Ketergantungan Global pada Plastik Sekali Pakai dan Tantangan Pengurangannya
Meskipun bahaya plastik sekali pakai sudah jelas, tantangan dalam menguranginya sangat besar. Plastik sekali pakai sering digunakan karena alasan praktis dan ekonomis. Plastik ini murah untuk diproduksi, ringan, dan tahan lama, membuatnya sangat populer di kalangan produsen dan konsumen. Dalam industri makanan dan minuman, plastik sekali pakai digunakan untuk kemasan, sedotan, dan alat makan. Dalam industri ritel, kantong plastik digunakan untuk membawa barang belanjaan, seringkali tanpa biaya tambahan bagi konsumen.
Banyak negara, terutama di negara berkembang, masih sangat bergantung pada plastik sekali pakai karena infrastruktur daur ulang yang belum memadai dan kesadaran lingkungan yang masih rendah.
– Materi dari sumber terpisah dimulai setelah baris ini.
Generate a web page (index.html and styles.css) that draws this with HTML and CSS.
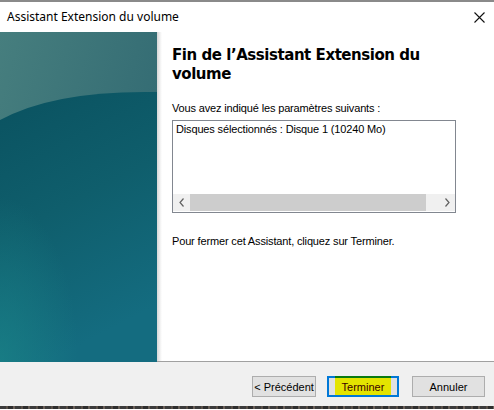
FILE: index.html
```html
<!DOCTYPE html>
<html lang="fr">
<head>
<meta charset="utf-8">
<title>Assistant Extension du volume</title>
<link rel="stylesheet" href="styles.css">
</head>
<body>
<div class="window">
  <div class="titlebar">
    <span class="title">Assistant Extension du volume</span>
    <svg class="close" width="11" height="11" viewBox="0 0 11 11"><path d="M0.5 0.5 L10.5 10.5 M10.5 0.5 L0.5 10.5" stroke="#111" stroke-width="1.1" fill="none"/></svg>
  </div>
  <div class="main">
    <div class="banner">
      <svg width="157" height="330" viewBox="0 0 157 330">
        <defs>
          <linearGradient id="topg" x1="0" y1="0" x2="1" y2="0.6">
            <stop offset="0" stop-color="#467e7e"/>
            <stop offset="1" stop-color="#316972"/>
          </linearGradient>
          <linearGradient id="botg" x1="0" y1="0" x2="0.3" y2="1">
            <stop offset="0" stop-color="#0a5260"/>
            <stop offset="0.5" stop-color="#0f5e6c"/>
            <stop offset="1" stop-color="#146c80"/>
          </linearGradient>
          <radialGradient id="glow" cx="0" cy="1" r="0.5">
            <stop offset="0" stop-color="#1a8488" stop-opacity="0.7"/>
            <stop offset="1" stop-color="#1a8488" stop-opacity="0"/>
          </radialGradient>
        </defs>
        <rect width="157" height="330" fill="url(#topg)"/>
        <path d="M0 88 Q55 58 157 60 L157 330 L0 330 Z" fill="url(#botg)"/>
        <rect width="157" height="330" fill="url(#glow)"/>
      </svg>
    </div>
    <div class="shadow"></div>
    <div class="content">
      <h1 class="heading">Fin de l’Assistant Extension du volume</h1>
      <p class="label">Vous avez indiqué les paramètres suivants :</p>
      <div class="listbox">
        <div class="list-items">Disques sélectionnés : Disque 1 (10240 Mo)</div>
        <div class="hscroll">
          <span class="arrow"><svg width="6" height="9" viewBox="0 0 6 9"><path d="M4.5 0.5 L1 4.5 L4.5 8.5" stroke="#606060" stroke-width="1.2" fill="none"/></svg></span>
          <span class="track"><span class="thumb"></span></span>
          <span class="arrow"><svg width="6" height="9" viewBox="0 0 6 9"><path d="M1.5 0.5 L5 4.5 L1.5 8.5" stroke="#606060" stroke-width="1.2" fill="none"/></svg></span>
        </div>
      </div>
      <p class="closing">Pour fermer cet Assistant, cliquez sur Terminer.</p>
    </div>
  </div>
  <div class="footer">
    <button class="btn btn-back">&lt; Précédent</button>
    <button class="btn btn-finish"><span class="hl"></span><span class="btn-text">Terminer</span></button>
    <button class="btn btn-cancel">Annuler</button>
  </div>
  <div class="behind"></div>
</div>
</body>
</html>
```
FILE: styles.css
```css
* { box-sizing: border-box; }
html, body { margin: 0; padding: 0; }
body { width: 494px; height: 410px; overflow: hidden; background: #fff; }

.window {
  width: 494px;
  height: 410px;
  display: flex;
  flex-direction: column;
  border-top: 2px solid #8a8a8a;
  background: #fff;
}

.titlebar {
  height: 30px;
  display: flex;
  align-items: center;
  justify-content: space-between;
  padding: 0 9px 0 7px;
  background: #fff;
}
.title {
  font-family: "Noto Sans", "Liberation Sans", sans-serif;
  font-size: 12px;
  color: #000;
  padding-bottom: 1px;
}
.close { display: block; margin-top: 1px; }

.main {
  height: 330px;
  display: flex;
  border-bottom: 1px solid #a0a0a0;
}
.banner { width: 157px; height: 330px; flex: none; }
.banner svg { display: block; }
.shadow {
  width: 5px;
  flex: none;
  background: linear-gradient(to right, #d6d6d6, #f4f4f4 70%, #fff);
}
.content {
  flex: 1;
  padding: 14px 0 0 10px;
  font-family: "Liberation Sans", Arial, sans-serif;
  font-size: 11px;
  color: #000;
}
.heading {
  margin: 0;
  width: 290px;
  font-family: "DejaVu Sans", Verdana, sans-serif;
  font-weight: bold;
  font-size: 15px;
  line-height: 19px;
  color: #000;
  letter-spacing: -0.45px;
}
.label {
  margin: 18px 0 0 0;
  line-height: 13px;
  letter-spacing: -0.15px;
}
.listbox {
  margin-top: 5px;
  width: 284px;
  height: 93px;
  border: 1px solid #828790;
  display: flex;
  flex-direction: column;
  background: #fff;
}
.list-items {
  flex: 1;
  padding: 2px 0 0 3px;
  line-height: 13px;
  letter-spacing: -0.15px;
}
.hscroll {
  height: 17px;
  display: flex;
  align-items: center;
  background: #f0f0f0;
  margin: 0 0 1px 0;
}
.arrow {
  width: 17px;
  height: 17px;
  display: flex;
  align-items: center;
  justify-content: center;
}
.arrow svg { display: block; }
.track { flex: 1; height: 17px; display: flex; }
.thumb { width: 236px; background: #cdcdcd; }

.closing {
  margin: 22px 0 0 0;
  line-height: 13px;
  letter-spacing: -0.15px;
}

.footer {
  height: 44px;
  background: #f0f0f0;
  display: flex;
  align-items: flex-start;
  padding: 14px 9px 0 0;
  justify-content: flex-end;
}
.btn {
  height: 21px;
  border: 1px solid #adadad;
  background: #e1e1e1;
  font-family: "Liberation Sans", Arial, sans-serif;
  font-size: 11px;
  color: #000;
  padding: 0;
}
.btn-back { width: 64px; }
.btn-finish {
  width: 72px;
  margin-left: 11px;
  border: 2px solid #0078d7;
  position: relative;
  color: #3a0000;
}
.hl {
  position: absolute;
  left: 6px;
  top: -2px;
  width: 56px;
  height: 19px;
  background: #e4e400;
  border-top: 2px solid #0a7a10;
}
.btn-text { position: relative; }
.btn-cancel { width: 73px; margin-left: 13px; }

.behind {
  height: 3px;
  background: repeating-linear-gradient(to right, #3c3c3c 0 6px, #5a5048 6px 8px, #2e2e2e 8px 13px, #6a6058 13px 15px);
}
```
Hal ini menciptakan dilema: meskipun ada kemauan untuk mengurangi penggunaan plastik, implementasinya sering kali terbentur kendala ekonomi dan kurangnya alternatif yang terjangkau. Produsen sering kali enggan beralih ke bahan yang lebih ramah lingkungan karena biaya produksi yang lebih tinggi.